More Manager Raises?

CitCity Hall managers hoping to cash in on a new salary plan
might find councilmen unsympathetic following a bruising fight to
enact the wage policy.
Gilroy – City Hall managers hoping to cash in on a new salary plan might find councilmen unsympathetic following a bruising fight to enact the wage policy.

The controversial shift in pay ranges, approved by council in a 5-1-1 vote in April, called for Gilroy’s 42 “exempt” managers to always earn 15 percent more than their subordinates and 10 percent more than the average pay given to their counterparts in nearby cities. The program added to the city budget $200,000 in costs, comprised of instant wage hikes ranging from a few hundred dollars annually for engineers to nearly $15,000 for the city clerk. While only half of city managers received wage increases in April, city administrators are now poised to ask for across-the-board raises to keep managers in step with pending raises for Gilroy’s 240-plus union workers.

“I have no doubt that Jay’s recommendation will be no raise,” said Councilman Dion Bracco said Wednesday, referring to the possibility of a raise in coming months for top managers.

Bracco initially opposed the pay range plan but ultimately voted for it, siding with arguments by City Administrator Jay Baksa that the policy is needed to help hire and retain top personnel. The plan was also needed, Baksa said, to improve morale in the police department, where some unionized sergeants earned more than captains, their non-union supervisors.

“I can’t see us having in front of us raise after raise after raise,” Bracco said. “We just took care of this.
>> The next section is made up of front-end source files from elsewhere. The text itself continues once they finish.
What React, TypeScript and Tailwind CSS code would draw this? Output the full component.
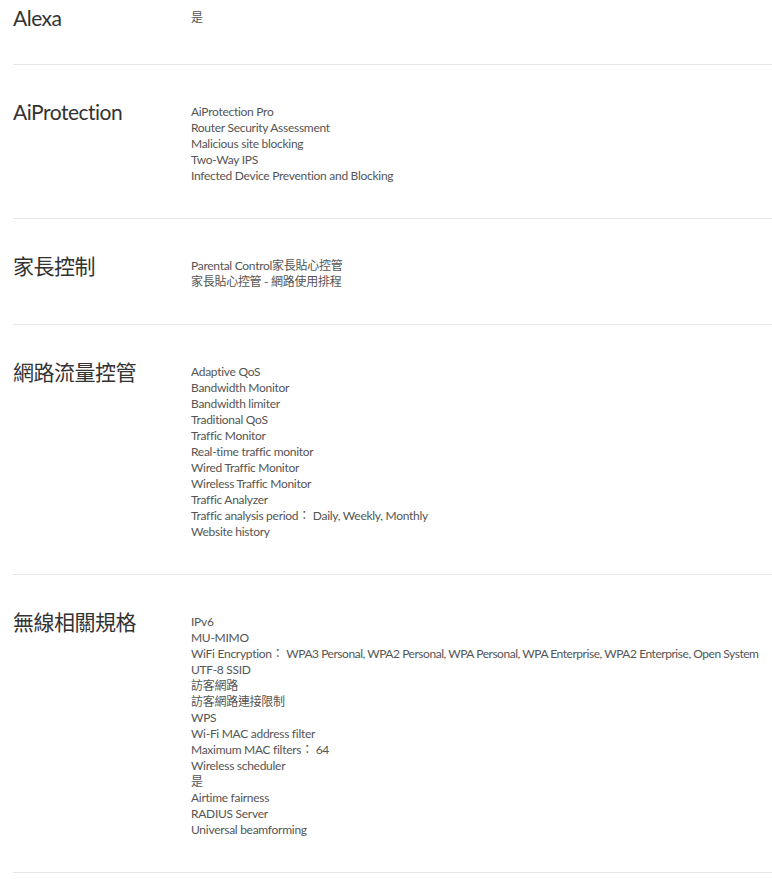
import React from 'react';

type Item = string | { key: string; value: string; tight?: boolean };

interface SpecRow {
	label: string;
	items: Item[];
}

const rows: SpecRow[] = [
	{ label: 'Alexa', items: ['是'] },
	{
		label: 'AiProtection',
		items: [
			'AiProtection Pro',
			'Router Security Assessment',
			'Malicious site blocking',
			'Two-Way IPS',
			'Infected Device Prevention and Blocking',
		],
	},
	{ label: '家長控制', items: ['Parental Control家長貼心控管', '家長貼心控管 - 網路使用排程'] },
	{
		label: '網路流量控管',
		items: [
			'Adaptive QoS',
			'Bandwidth Monitor',
			'Bandwidth limiter',
			'Traditional QoS',
			'Traffic Monitor',
			'Real-time traffic monitor',
			'Wired Traffic Monitor',
			'Wireless Traffic Monitor',
			'Traffic Analyzer',
			{ key: 'Traffic analysis period', value: 'Daily, Weekly, Monthly' },
			'Website history',
		],
	},
	{
		label: '無線相關規格',
		items: [
			'IPv6',
			'MU-MIMO',
			{
				key: 'WiFi Encryption',
				value: 'WPA3 Personal, WPA2 Personal, WPA Personal, WPA Enterprise, WPA2 Enterprise, Open System',
				tight: true,
			},
			'UTF-8 SSID',
			'訪客網路',
			'訪客網路連接限制',
			'WPS',
			'Wi-Fi MAC address filter',
			{ key: 'Maximum MAC filters', value: '64' },
			'Wireless scheduler',
			'是',
			'Airtime fairness',
			'RADIUS Server',
			'Universal beamforming',
		],
	},
];

const SpecSection: React.FC<{ row: SpecRow; first: boolean }> = ({ row, first }) => {
	return (
		<div className={`flex border-b border-[#e6e6e6] ${first ? 'pt-[10px] pb-[38px]' : 'pt-[39px] pb-[34px]'}`}>
			<div className="w-[178px] shrink-0 text-[21px] leading-[16px] tracking-[-0.5px] text-[#333]">{row.label}</div>
			<div className="flex flex-col text-[12px] leading-[16px] tracking-[-0.28px] text-[#555] whitespace-pre">
				{row.items.map((item, i) =>
					typeof item === 'string' ? (
						<div key={i}>{item}</div>
					) : (
						<div key={i}>
							{item.key}： <span className={item.tight ? 'tracking-[-0.46px]' : ''}>{item.value}</span>
						</div>
					),
				)}
			</div>
		</div>
	);
};

export default function App() {
	return (
		<div
			className="bg-white min-h-screen pl-[13px]"
			style={{ fontFamily: 'Lato, "Noto Sans CJK TC", sans-serif' }}
		>
			{rows.map((row, i) => (
				<SpecSection key={row.label} row={row} first={i === 0} />
			))}
		</div>
	);
}
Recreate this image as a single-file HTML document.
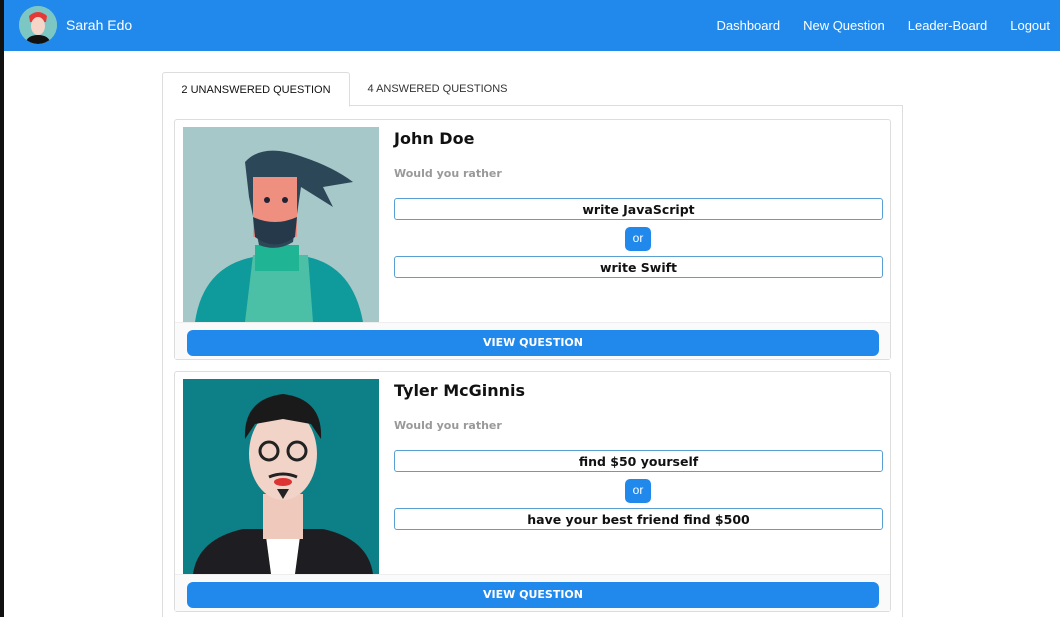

I would say I don’t want to see this for another year.”

Baksa said, however, that he “absolutely” plans to recommend a raise in coming weeks or months based on salary increases given to the city’s three unions.

“We’ve just gone through a very elaborate process to make this system right,” he said. “We don’t want to do things now to cause this problem to re-occur in the future.”

Firefighters and police will receive 3 percent raises as of July 1, and the city remains in labor talks with its biggest union, the American Federation of State, County and Municipal Employees Local 101.

Baksa said administrators will await the outcome of labor talks with the last union before making a recommendation for manager pay increases.

The wage plan approved in April relies in part on the “best of the best” formula, which calls for city managers to receive the highest percentage raise afforded to any of the three unions. The wage recommendation for managers would not necessarily be pegged to the highest increase, Baksa said, but he stressed that an increase is necessary to preserve the integrity of the policy.

Councilman Craig Gartman called the plan his “worst nightmare come true.” At the time of approval, he called it a “pyramid scheme” that would lead to spiraling wage hikes. On Wednesday, he questioned the judgment of Baksa in the face of annual budget shortfalls of several million dollars.

“Just a month after giving them these huge raises, now he wants to give them raises again?” Gartman said. “Does (Baksa) think Christmas comes every month? What happened to fiscal responsibility? It sounds like he’s lost his mind and he’s giving away the candy store as he’s walking out the door.”

Baksa announced in recent weeks that he plans to retire at the end of the year after 24 years as city administrator. Though he did not receive a raise in April, his contract calls for him to receive any wage increases given to other exempt employees.

The final decision on wage increases rests with the seven-member city council. Any wage hike approved for city managers after July 1, the start of the fiscal year, would involve backpay for the intervening months, according to Human Resources Director LeeAnn McPhillips.

Councilman Paul Correa would not say if he would approve or reject a wage proposal for managers so soon after approving a plan that inspired a stream of angry letters and phone calls from residents.

“It’s going to raise our eyebrows even more,” he said. “We’ll have to hear what’s going on from Jay, get some more answers and see what we should do.”